Vertically Aligned AgxAu1-x Alloyed Nanopillars Embedded in ZnO as Nanoengineered Low-Loss Hybrid Plasmonic Metamaterials.

Abstract

Hybrid plasmonic metamaterials offer a pathway to exotic properties and technologically important applications including subdiffraction imaging and plasmonic energy harvesting. Challenges remain for practical applications including high absorption losses of noble metals and tedious growth/fabrication processes. In this work, a self-assembled hybrid plasmonic metamaterial consisting of anisotropic AgxAu1-x alloy nanopillars embedded in a ZnO matrix has been successfully grown. The chemical composition of the nanoalloy was determined to be Ag61Au39. The microstructure and optical properties arising from ZnO-Ag61Au39 alloyed hybrid systems were investigated and compared with that of the ZnO-Ag particle-in-matrix nanocomposite and the ZnO-Au vertically aligned nanocomposite.
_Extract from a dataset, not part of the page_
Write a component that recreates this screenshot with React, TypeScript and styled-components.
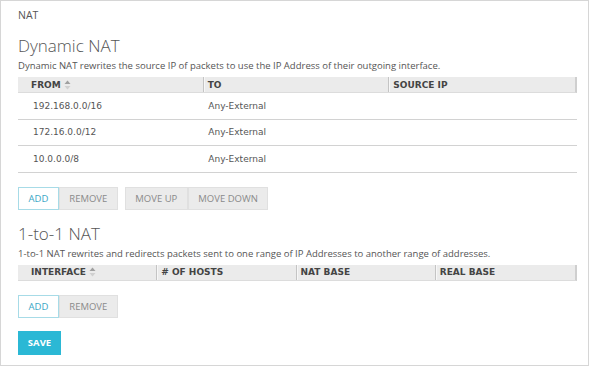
import React from 'react';
import styled, { createGlobalStyle } from 'styled-components';

const GlobalStyle = createGlobalStyle`
    html, body {
        margin: 0;
        padding: 0;
        background: #ffffff;
    }
    * {
        box-sizing: border-box;
    }
`;

interface Column {
    label: string;
    sortable?: boolean;
}

const dynamicColumns: Column[] = [
    { label: 'FROM', sortable: true },
    { label: 'TO' },
    { label: 'SOURCE IP' },
];

const dynamicRows = [
    ['192.168.0.0/16', 'Any-External', ''],
    ['172.16.0.0/12', 'Any-External', ''],
    ['10.0.0.0/8', 'Any-External', ''],
];

const oneToOneColumns: Column[] = [
    { label: 'INTERFACE', sortable: true },
    { label: '# OF HOSTS' },
    { label: 'NAT BASE' },
    { label: 'REAL BASE' },
];

const SortIcon = () => (
    <svg width="7" height="10" viewBox="0 0 7 10">
        <path d="M3.5 0.5 L6.5 4 L0.5 4 Z" fill="#a0a0a0" />
        <path d="M3.5 9.5 L6.5 6 L0.5 6 Z" fill="#d0d0d0" />
    </svg>
);

const DataTable: React.FC<{ columns: Column[]; rows: string[][] }> = ({ columns, rows }) => (
    <Table>
        <HeaderRow count={columns.length}>
            {columns.map((col, i) => (
                <HeaderCell key={col.label} first={i === 0} last={i === columns.length - 1}>
                    {col.label}
                    {col.sortable && <SortIcon />}
                </HeaderCell>
            ))}
        </HeaderRow>
        {rows.map((row) => (
            <BodyRow key={row[0]} count={columns.length}>
                {row.map((cell, i) => (
                    <BodyCell key={i} first={i === 0}>{cell}</BodyCell>
                ))}
            </BodyRow>
        ))}
    </Table>
);

export default function App() {
    return (
        <>
            <GlobalStyle />
            <Page>
                <Breadcrumb>NAT</Breadcrumb>

                <SectionTitle>Dynamic NAT</SectionTitle>
                <Description>Dynamic NAT rewrites the source IP of packets to use the IP Address of their outgoing interface.</Description>
                <DataTable columns={dynamicColumns} rows={dynamicRows} />
                <Toolbar>
                    <ButtonGroup>
                        <Button primary>ADD</Button>
                        <Button>REMOVE</Button>
                    </ButtonGroup>
                    <ButtonGroup>
                        <Button>MOVE UP</Button>
                        <Button>MOVE DOWN</Button>
                    </ButtonGroup>
                </Toolbar>

                <SectionTitle second>1-to-1 NAT</SectionTitle>
                <Description>1-to-1 NAT rewrites and redirects packets sent to one range of IP Addresses to another range of addresses.</Description>
                <DataTable columns={oneToOneColumns} rows={[]} />
                <Toolbar>
                    <ButtonGroup>
                        <Button primary>ADD</Button>
                        <Button>REMOVE</Button>
                    </ButtonGroup>
                </Toolbar>

                <SaveButton>SAVE</SaveButton>
            </Page>
        </>
    );
}

const Page = styled.div`
    width: 589px;
    height: 366px;
    border: 1px solid #d6d6d6;
    padding: 0 11px 0 17px;
    display: flex;
    flex-direction: column;
    font-family: "Open Sans", "Liberation Sans", sans-serif;
    color: #4a4a4a;
`;

const Breadcrumb = styled.div`
    margin-top: 7px;
    height: 14px;
    line-height: 14px;
    font-size: 10.5px;
    color: #555;
`;

const SectionTitle = styled.h2<{ second?: boolean }>`
    margin: ${(props) => (props.second ? '13px' : '13px')} 0 0 0;
    height: 22px;
    line-height: 22px;
    font-size: 17px;
    font-weight: 300;
    color: #555;
`;

const Description = styled.p`
    margin: 1px 0 0 0;
    height: 15px;
    line-height: 15px;
    font-size: 9.5px;
    color: #555;
`;

const Table = styled.div`
    margin-top: 4px;
    display: flex;
    flex-direction: column;
    font-family: "DejaVu Sans", Verdana, sans-serif;
`;

const HeaderRow = styled.div<{ count: number }>`
    display: grid;
    grid-template-columns: repeat(${(props) => props.count}, 1fr);
    height: 16px;
    background: #ebebeb;
    border-bottom: 1px solid #dcdcdc;
    border-right: 2px solid #cfcfcf;
`;

const HeaderCell = styled.div<{ first?: boolean; last?: boolean }>`
    display: flex;
    align-items: center;
    gap: 3px;
    padding-left: ${(props) => (props.first ? '13px' : '4px')};
    font-size: 9px;
    font-weight: bold;
    color: #444;
    border-right: ${(props) => (props.last ? 'none' : '1px solid #c4c4c4')};
    box-shadow: ${(props) => (props.last ? 'none' : '1px 0 0 #f7f7f7')};
`;

const BodyRow = styled.div<{ count: number }>`
    display: grid;
    grid-template-columns: repeat(${(props) => props.count}, 1fr);
    height: 26.5px;
    border-bottom: 1px solid #d2d2d2;
`;

const BodyCell = styled.div<{ first?: boolean }>`
    display: flex;
    align-items: center;
    padding-left: ${(props) => (props.first ? '15px' : '4px')};
    font-size: 9px;
    color: #555;
`;

const Toolbar = styled.div`
    margin-top: 14px;
    display: flex;
    gap: 7px;
`;

const ButtonGroup = styled.div`
    display: flex;
`;

const Button = styled.button<{ primary?: boolean }>`
    height: 23px;
    padding: 0 9.5px;
    font-family: "Open Sans", "Liberation Sans", sans-serif;
    font-size: 9.5px;
    color: ${(props) => (props.primary ? '#3aa6c6' : '#8a8a8a')};
    background: ${(props) => (props.primary ? '#ffffff' : '#ebebeb')};
    border: 1px solid ${(props) => (props.primary ? '#a7dbe7' : '#e0e0e0')};
    border-radius: 0;
    cursor: pointer;
`;

const SaveButton = styled.button`
    margin-top: 13px;
    align-self: flex-start;
    width: 43px;
    height: 24px;
    padding: 0;
    font-family: "Open Sans", "Liberation Sans", sans-serif;
    font-size: 9.5px;
    font-weight: bold;
    color: #ffffff;
    background: #2bb8d5;
    border: none;
    border-radius: 0;
    cursor: pointer;
`;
The ZnO-Ag61Au39 hybrid system demonstrates anisotropic morphology, excellent epitaxial quality, and enhanced optical properties, including surface plasmon resonance, hyperbolic dispersion, low absorption losses, and numerous epsilon-near-zero permittivity points, making it a promising candidate for practical applications of hybrid plasmonic metamaterials.